Flink提供了一个流式文件系统的连接器:StreamingFileSink,它继承自抽象类RichSinkFunction,而且集成了Flink的检查点机制,保证精确一次的一致性语义
输出到文件
StreamingFileSink为批处理和流处理提供了一个统一的Sink,它可以将分区文件写入Flink支持的文件系统。它可以保证精确一次的状态一致性,大大改进了之前流式文件Sink的的方式。它的主要操作是将数据写入桶(buckets),每个桶中的数据都可以分割成一个个大小有限的分区文件,默认的分桶方式是基于时间,我们每小时写入一个新的桶。
StreamingFileSink支持行编码(Row-encoded)和批量编码(Bulk-encoded,比如Parquet)格式。
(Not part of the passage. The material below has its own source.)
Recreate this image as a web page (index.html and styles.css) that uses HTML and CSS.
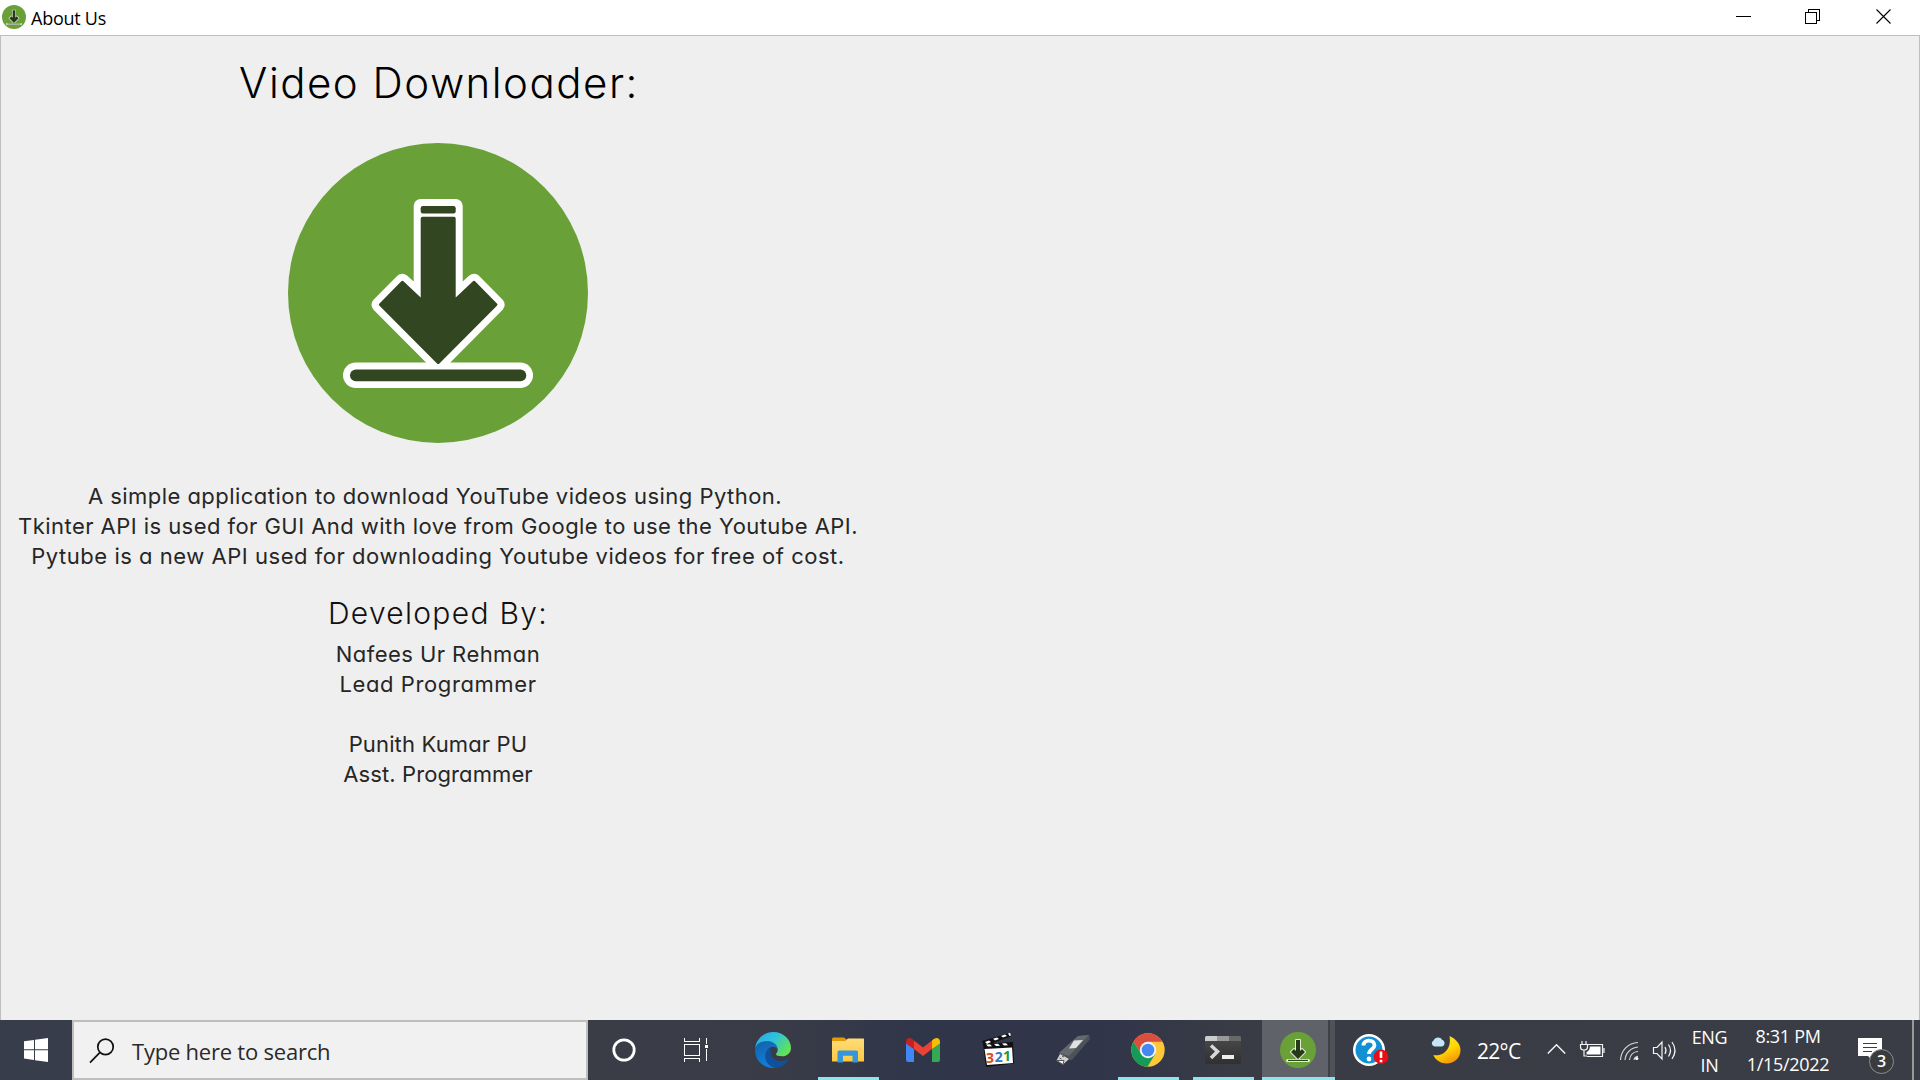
FILE: index.html
```html
<!DOCTYPE html>
<html lang="en">
<head>
<meta charset="utf-8">
<title>About Us</title>
<link rel="stylesheet" href="styles.css">
</head>
<body>
<svg class="defs" width="0" height="0">
  <symbol id="logo" viewBox="0 0 300 300">
    <circle cx="150" cy="150" r="150" fill="#69a038"/>
    <path d="M132.7 63H167.7V154.3L186 137.7L209.7 161.7L150.2 221.7L90.5 161.7L114.3 137.7L132.7 154.3Z" fill="#fff" stroke="#fff" stroke-width="14" stroke-linejoin="round"/>
    <rect x="55" y="219.5" width="190" height="25.5" rx="12.7" fill="#fff"/>
    <rect x="132.7" y="63" width="35" height="7.5" rx="2.2" fill="#324622"/>
    <path d="M134.5 73.7H166Q167.7 73.7 167.7 75.5V154.5L184.7 138.4Q186 137.2 187.3 138.4L208.9 160.4Q210 161.6 208.9 162.8L151.4 220.5Q150.2 221.6 149 220.5L91.5 162.8Q90.4 161.6 91.5 160.4L113.1 138.4Q114.4 137.2 115.7 138.4L132.7 154.5V75.5Q132.7 73.7 134.5 73.7Z" fill="#324622"/>
    <rect x="62" y="226.6" width="176.3" height="11.6" rx="5.8" fill="#324622"/>
  </symbol>
  <symbol id="logo-small" viewBox="0 0 36 36">
    <circle cx="18" cy="18" r="18" fill="#69a038"/>
    <path d="M16 8h4v11l2-2 3 3-7 7-7-7 3-3 2 2Z" fill="#263a18" stroke="#e4ecd9" stroke-width="2" stroke-linejoin="round" paint-order="stroke"/>
    <path d="M7.500 28.400h21" stroke="#e4ecd9" stroke-width="3" stroke-linecap="round"/>
    <path d="M8 28.400h20" stroke="#263a18" stroke-width="1.100"/>
  </symbol>
</svg>

<header class="titlebar">
  <svg class="title-icon"><use href="#logo-small"/></svg>
  <span class="title-text">About Us</span>
  <svg class="controls" width="176" height="34" viewBox="0 0 176 34" fill="none" stroke="#000" shape-rendering="crispEdges">
    <path d="M-8 16.500H7"/>
    <path d="M61.500 12.500h11v11h-11zM64.500 12V9.500h11v11H73"/>
    <path d="M132.500 9.500l14 14M146.500 9.500l-14 14" shape-rendering="auto" stroke-width="1.100"/>
  </svg>
</header>

<main class="window">
  <div class="about">
    <h1 class="heading">Video Downloader:</h1>
    <svg class="logo"><use href="#logo"/></svg>
    <div class="copy">
      <p class="l1">A simple application to download YouTube videos using Python.</p>
      <p class="l2">Tkinter API is used for GUI And with love from Google to use the Youtube API.</p>
      <p class="l3">Pytube is a new API used for downloading Youtube videos for free of cost.</p>
    </div>
    <h2 class="sub">Developed By:</h2>
    <div class="copy people">
      <p class="p1">Nafees Ur Rehman</p>
      <p class="p2">Lead Programmer</p>
      <p class="p3">Punith Kumar PU</p>
      <p class="p4">Asst. Programmer</p>
    </div>
  </div>
</main>

<footer class="taskbar">
  <div class="start">
    <svg width="24" height="24" viewBox="0 0 24 24" fill="#fff"><path d="M0 3.300L10 1.900V11.300H0zM11 1.700L24 0V11.300H11zM0 12.300H10V22L0 20.600zM11 12.300H24V24L11 22.200z"/></svg>
  </div>
  <div class="search">
    <svg width="26" height="26" viewBox="0 0 26 26" fill="none" stroke="#111" stroke-width="1.700"><circle cx="15.500" cy="8.900" r="7.700"/><path d="M10 14.400L0 24.600"/></svg>
    <span class="search-text">Type here to search</span>
  </div>
  <div class="sys"><svg width="24" height="24" viewBox="0 0 24 24"><circle cx="12" cy="12" r="10.200" fill="none" stroke="#fff" stroke-width="2.800"/></svg></div>
  <div class="sys"><svg width="26" height="24" viewBox="0 0 26 24" fill="none" stroke="#fff" shape-rendering="crispEdges"><path d="M1.500 0v3.500h15V0M1.500 6.500h15v11h-15zM1.500 24v-3.500h15V24M23.500 0v6M23.500 11v12"/><path d="M22 7h3v3h-3z" fill="#fff" stroke="none"/></svg></div>
  <div class="app edge"><svg width="36" height="36" viewBox="0 0 36 36">
    <defs>
      <linearGradient id="e1" x1="0" y1="0" x2="1" y2=".6"><stop offset="0" stop-color="#2f9fe8"/><stop offset=".5" stop-color="#2cc3dc"/><stop offset="1" stop-color="#62e254"/></linearGradient>
      <linearGradient id="e2" x1="0" y1="0" x2=".4" y2="1"><stop offset="0" stop-color="#1560a8"/><stop offset="1" stop-color="#0e80dc"/></linearGradient>
    </defs>
    <path d="M0 17C1 7 8.500 0 18.300 0 28 0 36 7 36 16c0 5-4 8.300-9 8.300-4 0-6-1-6-2 0-1 1.700-1.700 1.700-4.600 0-4-4-7.500-9.500-7.500C6 10.200 1 13.500 0 17Z" fill="url(#e1)"/>
    <path d="M0 18c.5-6 6-9 12.500-9 6 0 10.200 4.500 10.200 8.500-2-4.300-9.500-4-11 2.500C10 28 16 34 22.500 35.400 11 38 0 30 0 18Z" fill="url(#e2)"/>
    <path d="M15.500 15.500C7 20 9 33 20 36c6 0 11-4 13.200-8 .5-1-.3-1-1-.6-7 3.500-14.500.7-16-4.700-.7-2.700-.8-5-.7-7.200Z" fill="#11509a"/>
  </svg></div>
  <div class="app running"><svg width="32" height="28" viewBox="0 0 32 28">
    <defs><linearGradient id="f" x1="0" y1="0" x2="0" y2="1"><stop offset="0" stop-color="#ffdc79"/><stop offset="1" stop-color="#ffc940"/></linearGradient></defs>
    <path d="M1 1.500h11l3 2.500L12 6H0V2.500z" fill="#e19b04"/><path d="M0 5h13l3-2.500h15.500q.5 0 .5.500v22q0 .5-.5.500H.5Q0 25.500 0 25z" fill="url(#f)"/>
    <path d="M5.500 26.500V16q0-1.500 1.500-1.500h17.500q1.500 0 1.500 1.500v10.500h-5.500v-6.700h-9.500v6.700z" fill="#3696dd"/>
  </svg></div>
  <div class="app"><svg width="34" height="26" viewBox="0 0 34 26">
    <path d="M0 6l8 6v13H2.500Q0 25 0 22.500z" fill="#4285f4"/><path d="M26 12l8-6v16.500Q34 25 31.500 25H26z" fill="#34a853"/>
    <path d="M8 3.500l9 7 9-7V12l-9 7-9-7z" fill="#ea4335"/><path d="M26 3.500C29 0 34 0 34 5v1.500L26 12z" fill="#fbbc04"/><path d="M8 3.500C5 0 0 0 0 5v1.500L8 12z" fill="#c5221f"/>
  </svg></div>
  <div class="app"><svg width="34" height="36" viewBox="0 0 34 36">
    <path d="M2 12L32 10l1 21.500L5 35z" fill="#111"/><path d="M1 9L29 1l1 3.500L3 14z" fill="#111"/>
    <path d="M4 10l4-1.500 2 1.500-4 2zM12 6.800l4-1.400 2 1.500-4 1.600zM20 4l4-1.500 2 1.400-4 1.600zM27 1.500L29 .8l1 2.700-1.500.4z" fill="#fff"/>
    <path d="M5 12.600l4-.3 2 2-4 .3zM13 12l4-.3 2 2-4 .3zM21 11.500l4-.3 2 2-4 .3z" fill="#fff"/>
    <path d="M3.500 17l27.500-1.500L32 31 6 33z" fill="#fff"/>
    <g class="clap"><text x="5" y="30.500" fill="#d84b1c">3</text><text x="13.700" y="30" fill="#3377cf">2</text><text x="22" y="29.300" fill="#269a36">1</text></g>
  </svg></div>
  <div class="app"><svg width="34" height="32" viewBox="0 0 34 32">
    <path d="M3 19L22 2 33 1 34 5 16 26 7 25z" fill="#4b5359"/><path d="M3 19L22 2 33 1 13 22z" fill="#626a70"/>
    <path d="M18 6.500l9-.5-7 8-7 .5z" fill="#dfe1e3"/><path d="M4 20l9 5-6 5.500-6.500-4z" fill="#d2d2d2"/><path d="M3.500 24l2 1M6 22l2 1M.5 26.500l6.500 4 1-4z" stroke="#555" fill="#f2f2f2" stroke-width="1"/>
  </svg></div>
  <div class="app running"><svg width="34" height="34" viewBox="0 0 34 34">
    <circle cx="17" cy="17" r="16.700" fill="#fdc93a"/><path d="M2.500 8.600A16.700 16.700 0 0 1 31.500 8.700H17L10 21z" fill="#da4e3e"/><path d="M2.500 8.600A16.700 16.700 0 0 0 16.500 33.700L24.200 21 10 21z" fill="#159b58"/>
    <circle cx="17" cy="17" r="8.200" fill="#f3f3f3"/><circle cx="17" cy="17" r="6.300" fill="#4587f3"/>
  </svg></div>
  <div class="app running"><svg width="36" height="28" viewBox="0 0 36 28">
    <defs><linearGradient id="t" x1="0" y1="0" x2="0" y2="1"><stop offset="0" stop-color="#4b4b4b"/><stop offset="1" stop-color="#303030"/></linearGradient></defs>
    <rect y="0" width="36" height="28" rx="1.500" fill="url(#t)"/><path d="M1.500 0H12v5H0V1.500Q0 0 1.500 0z" fill="#ccc"/><path d="M12 0h12v5H12z" fill="#999"/><path d="M24 0h10.500Q36 0 36 1.500V5H24z" fill="#686868"/>
    <path d="M6 9.500l6.500 6L6 22" fill="none" stroke="#d8d8d8" stroke-width="3.500"/><rect x="17" y="19" width="12" height="4" fill="#eee"/>
  </svg></div>
  <div class="app active"><svg width="36" height="36"><use href="#logo-small"/></svg></div>
  <div class="help"><svg width="37" height="34" viewBox="0 0 37 34">
    <circle cx="16" cy="17" r="16" fill="#fff"/><circle cx="16" cy="17" r="13.500" fill="#1190d4"/>
    <path d="M10.500 12.500C10.500 6 21.500 6 21.500 12.200c0 4-5.500 4.200-5.500 8.800" fill="none" stroke="#fff" stroke-width="3.800"/><circle cx="16" cy="26" r="2.400" fill="#fff"/>
    <circle cx="28" cy="23.700" r="7.300" fill="#ec0c14"/><path d="M28 18.500v6.500M28 26.700v2.600" stroke="#fff" stroke-width="2.600"/>
  </svg></div>
  <div class="weather"><svg width="30" height="30" viewBox="0 0 30 30">
    <defs><linearGradient id="mo" x1="0" y1="0" x2=".5" y2="1"><stop offset="0" stop-color="#ffe83e"/><stop offset=".6" stop-color="#ffd800"/><stop offset="1" stop-color="#f59b0c"/></linearGradient></defs>
    <path d="M18.500 1C25 4 29.500 9 29.500 15c0 8-6 13.500-14 13.500-6 0-10.500-3-13.200-8.500C12 22 21 14 18.500 1Z" fill="url(#mo)"/>
    <path d="M3.500 11.500A3.200 3.200 0 0 1 2.500 5.500C4 2 9.500 1.500 11 4.800c3.500 1 3.500 6.500-.5 6.700z" fill="#c5e5f8"/>
  </svg><span class="temp">22°C</span></div>
  <div class="tray">
    <svg width="134" height="30" viewBox="0 0 134 30" fill="none" stroke="#f4f4f4" stroke-width="1.200">
      <path d="M.8 18.500L9.500 9.800l8.700 8.700" stroke-width="1.500"/>
      <path d="M41 9.500h14.500v12H40M57 13v5M35 6v4M39 6v4M33.500 9.500h7v2.500q0 3-3 3h-1q-3 0-3-3zM37 15v6h3"/><path d="M43 11.500h10.500v8H39.500v-2.500q3-1 3.500-5.500z" fill="#fff" stroke="none"/>
      <path d="M73.500 25C74 15.500 81 8 91 7.500M78 25c.5-7 6-12.500 13-13M82.500 25c.5-5 4-8.300 8.500-8.500M87 25c.3-2 2-3.500 4-3.700" opacity=".85"/><circle cx="89.800" cy="23.500" r="1.600" fill="#fff" stroke="none"/>
      <path d="M106.500 12.500h3.500l5-5.500v17l-5-5.500h-3.500zM118 12q2 3.500 0 7M121.500 9.500q4 6 0 12M125 7q6 8.500 0 17"/>
    </svg>
  </div>
  <div class="lang"><span>ENG</span><span>IN</span></div>
  <div class="clock"><span>8:31 PM</span><span>1/15/2022</span></div>
  <div class="notify"><svg width="38" height="38" viewBox="0 0 38 38">
    <path d="M0 1h24v18H15v5l-5-5H0z" fill="#fff"/><path d="M5 6.500h14M5 10.500h14M5 14.500h9" stroke="#3a3d46"/>
    <circle cx="23.500" cy="24.500" r="12" fill="#3a3b3d" stroke="#8b8d91"/><text x="23.500" y="30.300" class="count">3</text>
  </svg></div>
  <div class="peek"></div>
</footer>
</body>
</html>
```
FILE: styles.css
```css
* { box-sizing: border-box; }
body { margin: 0; width: 1920px; height: 1080px; overflow: hidden; display: flex; flex-direction: column; background: #efefef; color: #000; font-family: "Open Sans", "Noto Sans", sans-serif; }
svg { display: block; flex: none; overflow: visible; }
.defs { position: absolute; }
h1, h2, p { margin: 0; font-weight: 400; }

.titlebar { height: 35px; flex: none; display: flex; background: #fff; }
.title-icon { width: 24px; height: 24px; margin: 5px 0 0 2px; }
.title-text { margin-left: 5px; flex: 1; font-size: 18px; line-height: 36px; letter-spacing: -.25px; }
.controls { width: 176px; }

.window { flex: 1; min-height: 0; display: flex; border: 1px solid #bfbfbf; border-bottom: 0; }
.about { width: 874px; display: flex; flex-direction: column; align-items: center; font-family: "Century Gothic", "URW Gothic", Inter, sans-serif; font-feature-settings: "cv11"; text-align: center; white-space: nowrap; }
.heading { font-size: 42px; font-weight: 300; line-height: 60px; margin-top: 17px; letter-spacing: 1.5px; padding-left: 2px; }
.logo { width: 300px; height: 300px; margin-top: 30px; }
.copy { margin-top: 38px; font-size: 22px; line-height: 30px; color: #262626; }
.l1 { letter-spacing: .46px; padding-right: 6px; }
.l2 { letter-spacing: .45px; }
.l3 { letter-spacing: .53px; }
.sub { margin-top: 22px; font-size: 30px; font-weight: 300; line-height: 40px; color: #111; letter-spacing: 1.3px; }
.people { margin-top: 6px; }
.p1 { letter-spacing: .45px; }
.p2 { letter-spacing: .6px; }
.p3 { margin-top: 30px; letter-spacing: .15px; }
.p4 { letter-spacing: .1px; }

.taskbar { height: 60px; flex: none; display: flex; color: #fff; background: linear-gradient(90deg, #373d4b 0, #3a3d46 590px, #393c47 780px, #30364a 920px, #30354a 1100px, #393b45 1230px, #3a3c45 1400px, #3a3d46 1920px); }
.taskbar > * { flex: none; }
.start { width: 72px; padding: 18px 24px; }
.search { width: 516px; display: flex; border: 2px solid #bebebe; background: #f1f1f1; color: #2a2a2a; padding: 16px 0 0 16px; }
.search-text { margin: -2px 0 0 16px; font-size: 22px; line-height: 30px; letter-spacing: -.22px; }
.sys { width: 72px; display: flex; align-items: center; justify-content: center; }
.app { width: 75px; display: flex; align-items: center; justify-content: center; }
.edge { margin-left: 3px; }
.running { background: linear-gradient(#8ee5e9, #8ee5e9) 8px bottom / 61px 3px no-repeat; }
.active { width: 73px; margin-left: 2px; border-bottom: 3px solid #8ee5e9; padding: 3px 1px 0 0; background: linear-gradient(90deg, #606269 66px, #3f4148 66px, #3f4148 68px, #505259 68px); }
.help { width: 82px; padding: 13px 0 0 18px; }
.weather { width: 129px; display: flex; padding: 15px 0 0 14px; }
.temp { margin: -1px 0 0 16px; font-size: 21px; line-height: 34px; letter-spacing: -.7px; }
.tray { width: 142px; padding: 15px 0 0 1px; }
.lang, .clock { display: flex; flex-direction: column; align-items: center; font-size: 18px; line-height: 28px; padding-top: 3px; white-space: nowrap; letter-spacing: -.3px; }
.lang { width: 43px; }
.clock { width: 114px; padding-top: 2px; }
.notify { width: 67px; padding: 17px 0 0 13px; }
.peek { width: 8px; border-left: 2px solid #999; }
.clap { font: 700 14px "Open Sans", sans-serif; }
.count { font: 600 16px "Open Sans", sans-serif; fill: #fff; text-anchor: middle; }
```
这两种不同的方式都有各种的构建器(builder),调用方法也非常简单,也可以直接调用StreamingFileSink的静态方法:
- 行编码:StreamingFileSink.forRowFormat(basePath,rowEncoder)
- 批量编码:StreamingFileSink.forBulkFormat(basePath,bulkWriterFactory)
在创建行或批量编码Sink时,我们需要传入两个参数,用来指定存储桶的基本路径和数据的编码逻辑
import com.yingzi.chapter05.Source.Event;
import org.apache.flink.api.common.serialization.SimpleStringEncoder;
import org.apache.flink.core.fs.Path;
import org.apache.flink.streaming.api.datastream.DataStreamSource;
import org.apache.flink.streaming.api.environment.StreamExecutionEnvironment;
import org.apache.flink.streaming.api.functions.sink.filesystem.StreamingFileSink;
import org.apache.flink.streaming.api.functions.sink.filesystem.rollingpolicies.DefaultRollingPolicy;
import java.util.concurrent.TimeUnit;
public class SinkToFile {
public static void main(String[] args) throws Exception {
StreamExecutionEnvironment env = StreamExecutionEnvironment.getExecutionEnvironment();
env.setParallelism(4);
//从元素中读取数据
DataStreamSource<Event> stream = env.fromElements(
new Event("Mary", "./home", 1000L),
new Event("Bob", "./cart", 2000L),
new Event("Alice", "./prod?id=100", 3000L),
new Event("Bob", "./prod?id=1", 3300L),
new Event("Bob", "./home", 3500L),
new Event("Alice", "./prod?id=200", 3200L),
new Event("Bob", "./prod?id=2", 3800L),
new Event("Bob", "./prod?id=3", 4200L)
);
StreamingFileSink<String> streamingFileSink = StreamingFileSink.<String>forRowFormat(new Path("./output"), new SimpleStringEncoder<>("UTF-8"))
.withRollingPolicy(
DefaultRollingPolicy.builder()
.withMaxPartSize(1024 * 1024 * 1024)
.withRolloverInterval(TimeUnit.MINUTES.toMillis(15))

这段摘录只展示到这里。